Diabetes injection technique guidelines updated
Guidelines on diabetes injection techniques have been updated so healthcare professionals can issue the new advice to their patients.
The Forum for Injection Technique (FIT) UK, which provides evidence-based best practice recommendations on diabetes injection technique, has published the latest edition of its UK Injection and Infusion Technique Recommendations.
The fourth edition of the document covers key aspects of injection technique, such as the importance of using short pen needles, recommended injection sites, and how to avoid lipohypertrophy. For the first time a set of six golden rules for people to follow have been also been included, along with guidance on the psychological challenges of injections, therapeutic education, and injection safety.
The newly issued golden rules, which include treating and preventing lipohypertrophy and advice on sharp disposal, have also been published as a separate booklet. They have been specifically designed as an easy-to-read reminder of best practice injection technique to help clinicians care for people with diabetes that use injectable therapies throughout the UK.
FIT UK board chair Debbie Hicks said: “For those people with diabetes using injectable therapies, best practice injection technique is a crucial element of condition management as it is essential for therapies to achieve their optimal effect.
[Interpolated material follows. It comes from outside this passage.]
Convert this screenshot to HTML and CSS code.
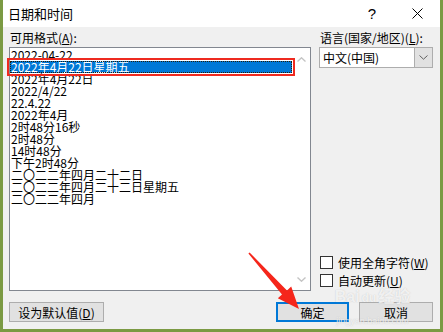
FILE: index.html
```html
<!DOCTYPE html>
<html lang="zh-CN">
<head>
    <meta charset="UTF-8">
    <title>日期和时间</title>
    <link rel="stylesheet" href="styles.css">
</head>
<body>
    <div class="window">
        <div class="titlebar">
            <span class="title">日期和时间</span>
            <span class="help">?</span>
            <span class="close">
                <svg width="11" height="11" viewBox="0 0 11 11"><path d="M0.5 0.5 L10.5 10.5 M10.5 0.5 L0.5 10.5" stroke="#000" stroke-width="1" fill="none"/></svg>
            </span>
        </div>

        <div class="content">
            <div class="main">
                <div class="left">
                    <div class="label">可用格式(<u>A</u>):</div>
                    <div class="listbox">
                        <ul class="items">
                            <li>2022-04-22</li>
                            <li class="selected">2022年4月22日星期五</li>
                            <li>2022年4月22日</li>
                            <li>2022/4/22</li>
                            <li>22.4.22</li>
                            <li>2022年4月</li>
                            <li>2时48分16秒</li>
                            <li>2时48分</li>
                            <li>14时48分</li>
                            <li>下午2时48分</li>
                            <li>二〇二二年四月二十二日</li>
                            <li>二〇二二年四月二十二日星期五</li>
                            <li>二〇二二年四月</li>
                        </ul>
                        <div class="scrollbar">
                            <svg width="9" height="5" viewBox="0 0 9 5"><path d="M0.5 4.5 L4.5 0.8 L8.5 4.5" stroke="#c4c4c4" stroke-width="1.4" fill="none"/></svg>
                            <svg width="9" height="5" viewBox="0 0 9 5"><path d="M0.5 0.5 L4.5 4.2 L8.5 0.5" stroke="#c4c4c4" stroke-width="1.4" fill="none"/></svg>
                        </div>
                    </div>
                </div>

                <div class="right">
                    <div class="label">语言(国家/地区)(<u>L</u>):</div>
                    <div class="select">
                        <span class="select-value">中文(中国)</span>
                        <span class="select-drop">
                            <svg width="9" height="5" viewBox="0 0 9 5"><path d="M0.5 0.5 L4.5 4.2 L8.5 0.5" stroke="#606060" stroke-width="1" fill="none"/></svg>
                        </span>
                    </div>
                    <div class="checks">
                        <div class="check"><span class="box"></span>使用全角字符(<u>W</u>)</div>
                        <div class="check"><span class="box"></span>自动更新(<u>U</u>)</div>
                    </div>
                </div>
            </div>

            <div class="footer">
                <button class="btn btn-default">设为默认值(<u>D</u>)</button>
                <div class="actions">
                    <button class="btn btn-ok">确定</button>
                    <button class="btn btn-cancel">取消</button>
                </div>
            </div>
        </div>

        <!-- annotation arrow + watermark sit on top of the dialog -->
        <svg class="arrow" width="443" height="332" viewBox="0 0 443 332">
            <polygon points="248.4,253.6 249.6,252.4 287,290.4 291.2,286.6 299,309 277.8,298.2 282,294.5" fill="#f5261b"/>
        </svg>
        <div class="watermark">
            <span class="wm-big">Bai<span class="wm-paw">du</span>经验</span>
            <span class="wm-small">jingyan.baidu.com</span>
        </div>
    </div>
</body>
</html>
```

FILE: styles.css
```css
body {
    margin: 0;
    padding: 0;
    font-family: "Noto Sans CJK SC", "Liberation Sans", sans-serif;
    font-size: 12px;
    color: #000;
}

.window {
    position: relative;
    width: 443px;
    height: 332px;
    box-sizing: border-box;
    border: 3px solid #7b9a43;
    border-top: 0;
    background: #f0f0f0;
    display: flex;
    flex-direction: column;
}

/* Title bar */
.titlebar {
    height: 27px;
    background: #fff;
    display: flex;
    align-items: center;
    padding-left: 5px;
    flex-shrink: 0;
}

.title {
    font-size: 13px;
}

.help {
    margin-left: auto;
    width: 44px;
    text-align: center;
    font-family: "Liberation Sans", sans-serif;
    font-size: 15px;
}

.close {
    width: 46px;
    display: flex;
    justify-content: center;
    align-items: center;
}

/* Body */
.content {
    flex: 1;
    display: flex;
    flex-direction: column;
    padding: 4px 7px 7px 6px;
}

.main {
    flex: 1;
    display: flex;
    gap: 8px;
}

.left {
    width: 302px;
    display: flex;
    flex-direction: column;
}

.right {
    width: 114px;
    display: flex;
    flex-direction: column;
}

.label {
    height: 16px;
    line-height: 14px;
    padding-left: 1px;
    white-space: nowrap;
}

.listbox {
    flex: 1;
    display: flex;
    border: 1px solid #828790;
    background: #fff;
}

.items {
    flex: 1;
    list-style: none;
    margin: 0;
    padding: 1px 0 0 0;
}

.items li {
    height: 12px;
    line-height: 12px;
    padding-left: 1px;
    white-space: nowrap;
}

.items li.selected {
    position: relative;
    background: #0078d7;
    color: #fff;
    outline: 2px solid #ee2a20;
    outline-offset: 1px;
}

.items li.selected::after {
    content: "";
    position: absolute;
    inset: 0;
    border: 1px dotted #2b1d05;
}

.scrollbar {
    width: 18px;
    display: flex;
    flex-direction: column;
    justify-content: space-between;
    align-items: center;
    padding: 9px 0 8px;
}

/* Language dropdown */
.select {
    height: 21px;
    box-sizing: border-box;
    display: flex;
    border: 1px solid #adadad;
    background: #fff;
}

.select-value {
    flex: 1;
    padding-left: 3px;
    line-height: 19px;
}

.select-drop {
    width: 17px;
    background: #e1e1e1;
    border-left: 1px solid #adadad;
    display: flex;
    align-items: center;
    justify-content: center;
}

.checks {
    margin-top: auto;
    padding-bottom: 2px;
}

.check {
    display: flex;
    align-items: center;
    height: 18px;
    white-space: nowrap;
}

.check .box {
    width: 13px;
    height: 13px;
    box-sizing: border-box;
    border: 1px solid #333;
    background: #fff;
    margin: 0 5px 0 1px;
}

/* Buttons */
.footer {
    display: flex;
    justify-content: space-between;
    height: 20px;
    margin-top: 11px;
}

.actions {
    display: flex;
    gap: 10px;
}

.btn {
    height: 20px;
    box-sizing: border-box;
    border: 1px solid #adadad;
    background: #e1e1e1;
    font-family: inherit;
    font-size: 12px;
    padding: 0;
    color: #000;
}

.btn-default {
    width: 95px;
}

.btn-ok {
    width: 73px;
    border: 2px solid #0078d7;
}

.btn-cancel {
    width: 74px;
}

/* Overlays */
.arrow {
    position: absolute;
    top: 0;
    left: -3px;
    pointer-events: none;
}

.watermark {
    position: absolute;
    left: 322px;
    top: 289px;
    width: 95px;
    display: flex;
    flex-direction: column;
    align-items: center;
    color: rgba(255, 255, 255, 0.75);
    text-shadow: 0 0 1px rgba(150, 150, 150, 0.5);
    pointer-events: none;
}

.wm-big {
    font-family: "Liberation Sans", "Noto Sans CJK SC", sans-serif;
    font-size: 16px;
    font-weight: bold;
    line-height: 15px;
}

.wm-paw {
    font-size: 12px;
    margin: 0 2px;
}

.wm-small {
    font-family: "Liberation Sans", sans-serif;
    font-size: 9px;
    line-height: 10px;
    margin-top: 10px;
}
```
Poor technique can lead to injectable therapies being absorbed in an unpredictable manner, and immediate problems such as hypoglycaemia and hyperglycaemia may result.
“In the longer term, poor glycaemic control can increase the risk of complications including kidney failure, blindness and limb amputation.
“Best practice injection technique has the ability to reduce hypoglycaemic episodes and encourage glycemic stability, and FIT’s overarching mission is to support people with diabetes using injectable therapies to achieve the best possible health outcomes that are influenced by correct injection technique.
These recommendations are designed to help ensure that the correct prescribed dose of medication is delivered to the correct injection site, using the correct technique, thus helping to avoid diabetes related complications.”
FIT UK’s recommendations were updated following the Forum for Injection Technique & Therapy Recommendations (FITTER) congress, which was held in Rome in 2015.
At the event, international FITTER recommendations were created by a group of 183 diabetes experts from 54 countries, based on findings of the largest ever injection technique survey, which took place from February to June 2015, and involved over 13,200 participants from 42 countries.
Diabetes UK estimates that more than one in 16 people in the UK have diabetes (diagnosed or undiagnosed) and that there are four million people living with diabetes in the UK, a figure which is projected to rise to five million people by 2025.